Eli­sa­beth Rabe­san­dra­ta­na

Les besoins de l’enquête requièrent tou­jours plus de creu­ser pour recons­ti­tuer les faits, des années après, à des mil­liers de kilo­mètres de leur dérou­lé ini­tial. « On est là pour éclai­rer la chambre et l’aider à appro­cher la véri­té fac­tuelle. Si on fait bien les choses, on fait entrer le ter­rain dans l’audience », résume Eli­sa­beth Rabe­san­dra­ta­na. Grâce à ce tra­vail de fond cou­plé à l’expérience des témoins, les magis­trats sont plus à même de com­prendre les enjeux du pro­cès. Quelques ins­tants plus tôt, le vice-pro­cu­reur ques­tion­nait la témoin sur son dépla­ce­ment vers l’aéroport, juste avant sa fuite vers le Tchad.

« Vous avez men­tion­né être habillée en chré­tienne. Pour­quoi se dégui­ser de la sorte ? » « Pour pou­voir atteindre l’aéroport en sécu­ri­té. Parce que les musul­mans étaient har­ce­lés à cette époque. » Il fronce les sour­cils. « Vous êtes une civile et vous n’avez pas par­ti­ci­pé à des actions concer­nant ce conflit. Pour quelle rai­son une femme musul­mane doit-elle se dégui­ser en femme chré­tienne ? » Kha­di­ja Mous­sa reprend cal­me­ment : « Le conflit ne concer­nait pas seule­ment les musul­mans. Il est deve­nu un conflit com­mu­nau­taire entre les civils. » Il change de sujet : « Com­bien de per­sonnes avaient trou­vé refuge en même temps que vous à l’aéroport ? » Elle lui répond qu’il ne lui est pas pos­sible de l’estimer. « L’aéroport, c’était juste un ter­rain vague entre quatre murs », lâche-t-elle à voix basse. Une sorte de gêne s’installe dans la salle. Les deux par­ties semblent ne pas se com­prendre.

« Des difficultés concrètes »

La jour­na­liste Sté­pha­nie Mau­pas, cor­res­pon­dante à la Haye, couvre l’actualité de la CPI depuis plus de vingt ans.
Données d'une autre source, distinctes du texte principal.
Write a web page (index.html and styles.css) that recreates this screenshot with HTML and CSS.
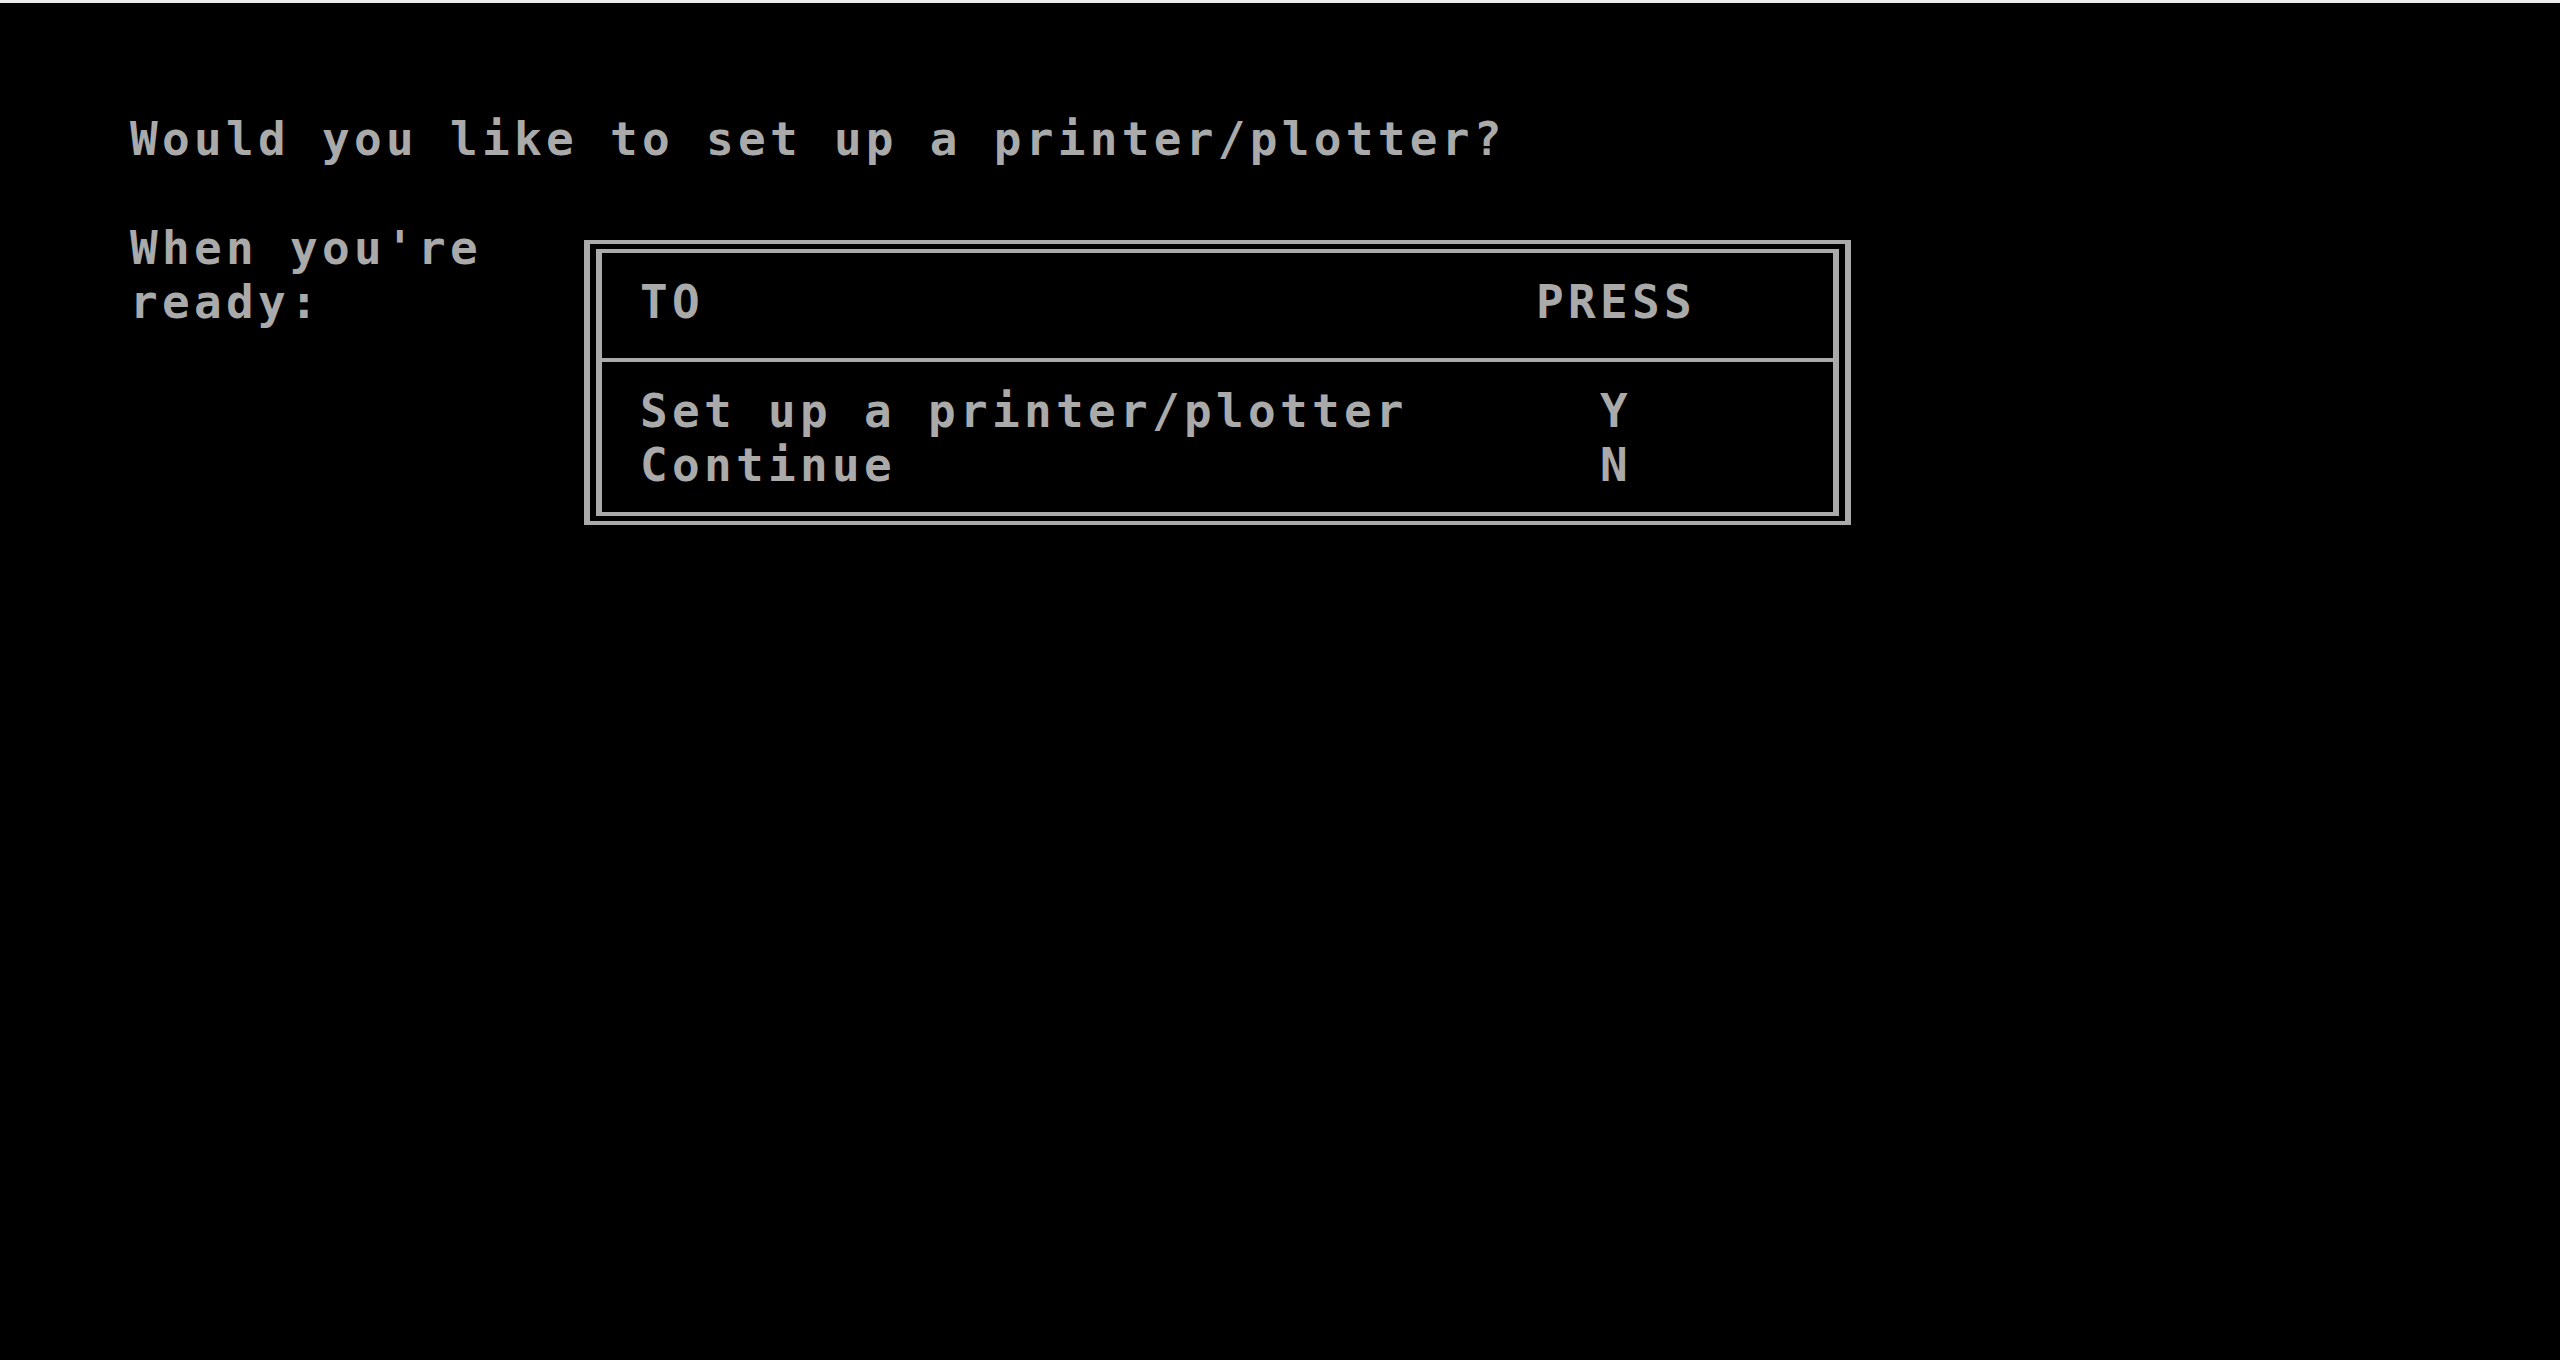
FILE: index.html
```html
<!DOCTYPE html>
<html lang="en">
<head>
<meta charset="utf-8">
<title>Printer/Plotter Setup</title>
<link rel="stylesheet" href="styles.css">
</head>
<body>
<div class="topstrip"></div>
<main class="screen">
  <p class="question">Would you like to set up a printer/plotter?</p>
  <div class="prompt">
    <div class="label"><div>When you're</div><div>ready:</div></div>
    <div class="box">
      <div class="box-head">
        <span class="col-to">TO</span>
        <span class="col-press">PRESS</span>
      </div>
      <div class="box-body">
        <div class="opt"><span class="col-to">Set up a printer/plotter</span><span class="col-key">Y</span></div>
        <div class="opt"><span class="col-to">Continue</span><span class="col-key">N</span></div>
      </div>
    </div>
  </div>
</main>
</body>
</html>
```
FILE: styles.css
```css
html, body {
  margin: 0;
  padding: 0;
  background: #000;
}
body {
  width: 2560px;
  height: 1360px;
  overflow: hidden;
}
.topstrip {
  height: 3px;
  background: #ececec;
}
.screen {
  padding: 108.8px 0 0 130px;
  font-family: "DejaVu Sans Mono", "Liberation Mono", monospace;
  font-weight: bold;
  font-size: 46px;
  letter-spacing: 4.3px;
  line-height: 54.4px;
  color: #aaaaaa;
  white-space: nowrap;
}
.question {
  margin: 0 0 54.4px 0;
}
.prompt {
  display: flex;
  align-items: flex-start;
}
.label {
  width: 448px;
  flex: none;
}
.box {
  box-sizing: border-box;
  flex: none;
  margin-left: 6px;
  margin-top: 19.4px;
  width: 1267px;
  border-style: double;
  border-color: #aaaaaa;
  border-width: 13px 18px;
}
.box-head {
  display: grid;
  grid-template-columns: 896px auto;
  padding: 22px 0 28.6px 38px;
  border-bottom: 4px solid #aaaaaa;
}
.box-body {
  padding: 21.8px 0 19.4px 38px;
}
.opt {
  display: grid;
  grid-template-columns: 896px auto;
}
.col-key {
  padding-left: 64px;
}
```
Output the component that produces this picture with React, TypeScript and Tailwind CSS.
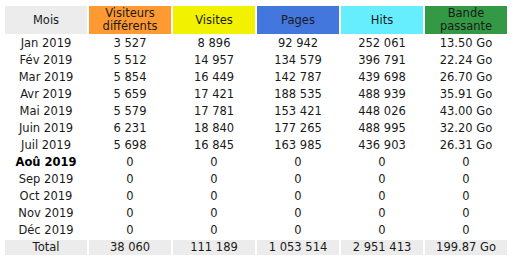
import React from "react";

const rows = [
  { m: "Jan 2019", u: "3 527", v: "8 896", p: "92 942", h: "252 061", k: "13.50 Go" },
  { m: "Fév 2019", u: "5 512", v: "14 957", p: "134 579", h: "396 791", k: "22.24 Go" },
  { m: "Mar 2019", u: "5 854", v: "16 449", p: "142 787", h: "439 698", k: "26.70 Go" },
  { m: "Avr 2019", u: "5 659", v: "17 421", p: "188 535", h: "488 939", k: "35.91 Go" },
  { m: "Mai 2019", u: "5 579", v: "17 781", p: "153 421", h: "448 026", k: "43.00 Go" },
  { m: "Juin 2019", u: "6 231", v: "18 840", p: "177 265", h: "488 995", k: "32.20 Go" },
  { m: "Juil 2019", u: "5 698", v: "16 845", p: "163 985", h: "436 903", k: "26.31 Go" },
  { m: "Aoû 2019", u: "0", v: "0", p: "0", h: "0", k: "0", current: true },
  { m: "Sep 2019", u: "0", v: "0", p: "0", h: "0", k: "0" },
  { m: "Oct 2019", u: "0", v: "0", p: "0", h: "0", k: "0" },
  { m: "Nov 2019", u: "0", v: "0", p: "0", h: "0", k: "0" },
  { m: "Déc 2019", u: "0", v: "0", p: "0", h: "0", k: "0" },
];

const total = ["Total", "38 060", "111 189", "1 053 514", "2 951 413", "199.87 Go"];

const App = () => {
  return (
    <div className="bg-white w-[516px] h-[263px] pt-[4px] pl-[3px] font-['Verdana','DejaVu_Sans',sans-serif] text-[11.5px] text-[#1a1a1a]">
      <table className="border-separate border-spacing-[2px] table-fixed w-[506px]">
        <thead>
          <tr className="h-[28px] leading-[13px]">
            <th className="w-[82px] p-0 font-normal bg-[#ececec]">Mois</th>
            <th className="w-[82px] p-0 font-normal bg-[#ff9933]">Visiteurs<br />différents</th>
            <th className="w-[82px] p-0 font-normal bg-[#f2f200]">Visites</th>
            <th className="w-[82px] p-0 font-normal bg-[#4477dd]">Pages</th>
            <th className="w-[82px] p-0 font-normal bg-[#66eeff]">Hits</th>
            <th className="w-[82px] p-0 font-normal bg-[#339944]">Bande<br />passante</th>
          </tr>
        </thead>
        <tbody>
          {rows.map((r) => (
            <tr key={r.m} className="h-[15px] leading-[15px] text-center">
              <td className={r.current ? "p-0 font-bold text-black" : "p-0"}>{r.m}</td>
              <td className="p-0">{r.u}</td>
              <td className="p-0">{r.v}</td>
              <td className="p-0">{r.p}</td>
              <td className="p-0">{r.h}</td>
              <td className="p-0">{r.k}</td>
            </tr>
          ))}
          <tr className="h-[15px] leading-[15px] text-center">
            {total.map((t) => (
              <td key={t} className="p-0 bg-[#ececec]">{t}</td>
            ))}
          </tr>
        </tbody>
      </table>
    </div>
  );
};

export default App;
Aupa­ra­vant char­gée du sui­vi du tri­bu­nal pénal inter­na­tio­nal pour le Rwan­da et du tri­bu­nal spé­cial pour le Koso­vo, elle regrette notam­ment le manque d’experts judi­ciaires appe­lés tout au long de la pro­cé­dure. « La Cour pénale inter­na­tio­nale fait de mau­vais pro­cès. Il n’y a presque que des vic­times qui sont appe­lées à témoi­gner, et ça fait pleu­rer dans les chau­mières », com­mente-t-elle.

Cette suc­ces­sion de man­que­ments sus­cite de vives cri­tiques diri­gées contre la CPI. « La Cour fait de son mieux, mais elle acquitte plus qu’elle ne condamne », observe Eli­sa­beth Rabe­san­dra­ta­na. « Elle a beau­coup pâti de la qua­li­té de ses pro­cu­reurs, en poste pour neuf ans, et notam­ment de son pre­mier, dont on connaît main­te­nant la cor­rup­tion », ajoute-t-elle.

L’information, publiée par Média­part en 2017, révé­lait que l’ancien pro­cu­reur tenait un rôle de lob­byiste char­gé de sus­ci­ter des sanc­tions diplo­ma­tiques contre cer­tains acteurs poli­tiques libyens.

La Cour est, en amont, dépen­dante de son mode de sai­sine : « Le pre­mier, c’est le conseil de sécu­ri­té de l’ONU. Elle se heurte au veto des pays anglo-saxons sur les dos­siers de la Syrie, de l’Iran ou d’Is­raël, sur les­quels elle ne pour­ra jamais enquê­ter », explique la repré­sen­tante. Un consen­sus de la com­mu­nau­té inter­na­tio­nale est donc requis pour que ses tra­vaux puissent débou­cher sur des condam­na­tions. « En théo­rie, l’outil que consti­tue cette Cour est magni­fique. Mais pour atteindre les grands pays, c’est com­pli­qué. On se heurte à des dif­fi­cul­tés concrètes », conclut-elle.

Dans le hall d’entrée, des lycéens en visite sco­laire se prennent en pho­to devant une mul­ti­tude de dra­peaux inter­na­tio­naux. L’inscription “Vers un monde plus juste”, gra­vée sur les murs, rap­pelle qu’il lui reste encore du tra­vail.